When the Board of Parole was required, however, to show cause whether its newly assumed federal custody was authorized by law, the Parole Executive telegraphed the United States Marshal to release the defendant from federal custody and the next day the Board of Parole entered a formal order to the same effect.

In spite of the breadth of Carafas v. LaVallee, 391 U.S. 234, 88 S.Ct. 1556, 20 L.Ed.2d 554 (1968), and Sibron v. New York, 392 U.S. 40, 88 S.Ct. 1889, 20 L.Ed.2d 917 (1968), the later case of Golden v. Zwickler, 394 U.S. 103, 89 S.Ct. 956, 22 L.Ed.2d 113, decided March 4, 1969, but not yet reported, makes it clear that this habeas corpus proceeding is moot. Petitioner has obtained all possible relief which could have been ordered on the merits. No collateral consequences subject to attack in this proceeding remain. Any attack on the validity of petitioner’s original federal sentence may properly be made only by Section 2255 motion.

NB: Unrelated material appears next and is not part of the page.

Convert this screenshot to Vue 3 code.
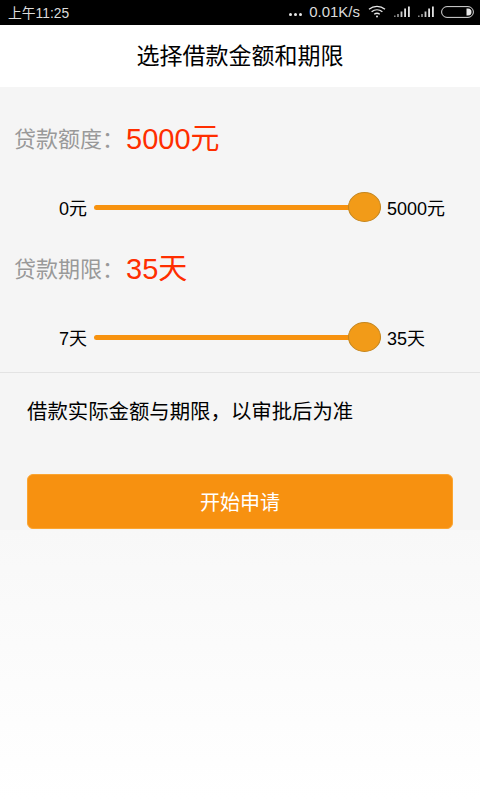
<script setup>
const sliders = [
  { label: '贷款额度\uFF1A', value: '5000元', min: '0元', max: '5000元' },
  { label: '贷款期限\uFF1A', value: '35天', min: '7天', max: '35天' }
]
</script>

<template>
  <div class="page">
    <div class="status">
      <span class="time">上午11:25</span>
      <div class="status-right">
        <span class="dots"><i></i><i></i><i></i></span>
        <span class="speed">0.01K/s</span>
        <svg class="wifi" width="18" height="13" viewBox="0 0 18 13" fill="none" stroke="#e8e8e8" stroke-width="1.3">
          <path d="M1 4.2C5.6 0.3 12.4 0.3 17 4.2" />
          <path d="M3.6 6.8C6.8 4.2 11.2 4.2 14.4 6.8" />
          <path d="M6.2 9.2C7.9 8 10.1 8 11.8 9.2" />
          <circle cx="9" cy="11.5" r="1" fill="#e8e8e8" stroke="none" />
        </svg>
        <svg class="signal" width="17" height="11" viewBox="0 0 17 11" fill="#e0e0e0">
          <rect x="0" y="9.5" width="1.6" height="1.5" opacity=".6" />
          <rect x="3.2" y="8" width="1.6" height="3" opacity=".7" />
          <rect x="6.6" y="5.5" width="1.8" height="5.5" opacity=".9" />
          <rect x="10.2" y="2.5" width="1.8" height="8.5" />
          <rect x="14" y="0.5" width="1.8" height="10.5" />
        </svg>
        <svg class="signal" width="17" height="11" viewBox="0 0 17 11" fill="#e0e0e0">
          <rect x="0" y="9.5" width="1.6" height="1.5" opacity=".6" />
          <rect x="3.2" y="8" width="1.6" height="3" opacity=".7" />
          <rect x="6.6" y="5.5" width="1.8" height="5.5" opacity=".9" />
          <rect x="10.2" y="2.5" width="1.8" height="8.5" />
          <rect x="14" y="0.5" width="1.8" height="10.5" />
        </svg>
        <svg class="battery" width="33" height="12" viewBox="0 0 33 12" fill="none">
          <rect x="0.6" y="0.6" width="31.8" height="10.8" rx="5.4" stroke="#d8d8d8" stroke-width="1" />
          <path d="M25.5 2.5h1.5a3.5 3.5 0 0 1 0 7h-1.5z" fill="#e8e8e8" />
        </svg>
      </div>
    </div>

    <header class="header">选择借款金额和期限</header>

    <main class="panel">
      <section v-for="(s, i) in sliders" :key="i" class="group">
        <div class="heading">
          <span class="label">{{ s.label }}</span>
          <span class="value">{{ s.value }}</span>
        </div>
        <div class="slider-row">
          <span class="min">{{ s.min }}</span>
          <div class="track">
            <div class="thumb"></div>
          </div>
          <span class="max">{{ s.max }}</span>
        </div>
      </section>

      <div class="divider"></div>
      <p class="note">借款实际金额与期限&#xFF0C;以审批后为准</p>
      <button class="apply">开始申请</button>
    </main>

    <div class="fade"></div>
  </div>
</template>

<style scoped>
.page {
  width: 480px;
  height: 800px;
  display: flex;
  flex-direction: column;
  overflow: hidden;
  font-family: "Liberation Sans", "Noto Sans CJK SC", sans-serif;
  background: #fff;
}
.status {
  height: 25px;
  flex: none;
  background: #000;
  color: #dcdcdc;
  display: flex;
  align-items: center;
  justify-content: space-between;
  padding: 0 6px 2px 8px;
  box-sizing: border-box;
}
.time {
  font-size: 13.8px;
}
.status-right {
  display: flex;
  align-items: center;
}
.dots {
  display: flex;
  gap: 2px;
  margin-right: 7px;
  margin-top: 5px;
}
.dots i {
  display: block;
  width: 3px;
  height: 3px;
  border-radius: 50%;
  background: #e8e8e8;
}
.speed {
  font-size: 15px;
  margin-right: 8px;
}
.wifi {
  margin-right: 8px;
}
.signal {
  margin-right: 7px;
}
.signal + .signal {
  margin-right: 6px;
}
.header {
  height: 62px;
  flex: none;
  padding-bottom: 4px;
  box-sizing: border-box;
  background: #fff;
  color: #000;
  font-size: 23px;
  display: flex;
  align-items: center;
  justify-content: center;
}
.panel {
  height: 443px;
  flex: none;
  background: #f5f5f5;
  display: flex;
  flex-direction: column;
}
.group {
  height: 130px;
  flex: none;
  padding: 30px 0 0 14px;
  box-sizing: border-box;
}
.heading {
  display: flex;
  align-items: center;
  height: 40px;
}
.label {
  font-size: 22px;
  color: #999;
  width: 112px;
}
.value {
  font-size: 29px;
  color: #ff2e00;
  margin-bottom: 2px;
}
.slider-row {
  display: flex;
  align-items: center;
  height: 34px;
  margin-top: 33px;
  margin-left: -14px;
  font-size: 18px;
  color: #000;
}
.min {
  width: 87px;
  text-align: right;
}
.track {
  width: 287px;
  margin: 0 6px 0 7px;
  height: 5px;
  border-radius: 3px;
  background: #f7920f;
  position: relative;
}
.thumb {
  position: absolute;
  right: 0;
  top: -13px;
  width: 33px;
  height: 30px;
  box-sizing: border-box;
  border-radius: 50%;
  background: #f29b18;
  border: 1.5px solid #c4861f;
}
.divider {
  height: 1px;
  background: #e3e3e3;
  flex: none;
  margin-top: 25px;
}
.note {
  margin: 26px 0 0 27px;
  font-size: 20.4px;
  line-height: 26px;
  color: #000;
}
.apply {
  margin: 49px 27px 0;
  height: 55px;
  border: 1px solid #fba531;
  border-radius: 6px;
  background: #f79110;
  color: #fff;
  font-family: inherit;
  font-size: 20px;
  padding: 0;
}
.fade {
  flex: 1;
  background: linear-gradient(#f8f8f8, #ffffff);
}
</style>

It is therefore not necessary for this Court to reach the legal questions of constitutional law outlined in our order to show cause, particularly in light of our order which, consistent with our duty under Section 2254, Title 28, United States Code, to dispose of this case as “law and justice require,” will make adequate provision against any further effort of the Board of Parole to reopen petitioner’s case or to claim custody of petitioner under the five year sentence imposed by this Court in 1956.

For the reasons stated, it is

Ordered that this case should be and the same is hereby dismissed without prejudice for the reason that respondents’ voluntary release of petitioner from federal custody in the face of our order to show cause has rendered this cause moot. It is further

Ordered that the Board of Parole shall not attempt to reopen petitioner’s case No. 74258-L nor shall it attempt to claim power to require petitioner to serve the 579 days allegedly remaining on the five year sentence imposed by the late Judge R. Jasper Smith on December 21, 1956, without first obtaining leave of this Court.